Adopt an effective mindset
Key to solving this dilemma — a future demanding attention and a present with no time — is to keep the mindset that supports retirement goals uppermost. If you don't push yourself to think about retirement planning, it won't get done and you will slowly eliminate the opportunity to make time work for you. (Not to mention how difficult planning for retirement will become if you start in your 40s or 50s.)
On the other hand, if you keep retirement planning uppermost in your mind in your 30s, you naturally set a framework for your decision-making process. You begin to recognize that certain decisions make it more difficult to reach financial independence but others can help you reach it — like these, for instance:
Taking on debt makes reaching retirement more difficult…

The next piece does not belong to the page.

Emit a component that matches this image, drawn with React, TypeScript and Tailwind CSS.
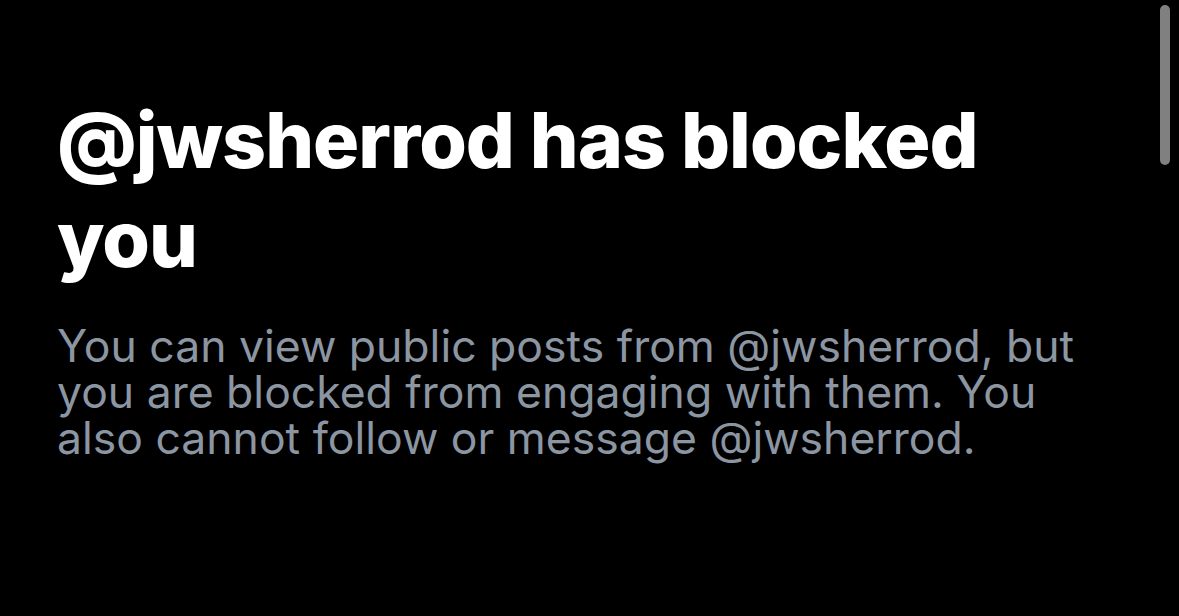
export default function App() {
  return (
    <div className="relative h-[616px] w-[1179px] overflow-hidden bg-black">
      <div className="px-[57px] pt-[91px]">
        <h1 className="font-['Inter',sans-serif] text-[77px] font-extrabold leading-[99px] tracking-[-1px] text-white">
          @jwsherrod has blocked
          <br />
          you
        </h1>
        <p className="mt-[34px] font-['Inter',sans-serif] text-[44.5px] leading-[46px] text-[#8b96a2]">
          You can view public posts from @jwsherrod, but
          <br />
          you are blocked from engaging with them. You
          <br />
          also cannot follow or message @jwsherrod.
        </p>
      </div>
      <div className="absolute right-[9px] top-[5px] h-[160px] w-[10px] rounded-full bg-[#808080]" />
    </div>
  );
}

The biggest trap of a raise is thinking it enables us to make higher payments. Any financial strategy involving making payments is often not the best one for your retirement. Case in point, when we lived in Southern California, leasing cars was very popular. And every time a coworker of mine got a raise, it wasn't long before she sported a better car, with most of the raise going to the higher lease payment. My boss and I convinced her that using her promotions and raises this way was effectively stealing from her future. We kept prodding her to get out of that trap, and she has thanked us many times for helping her see it as a problem.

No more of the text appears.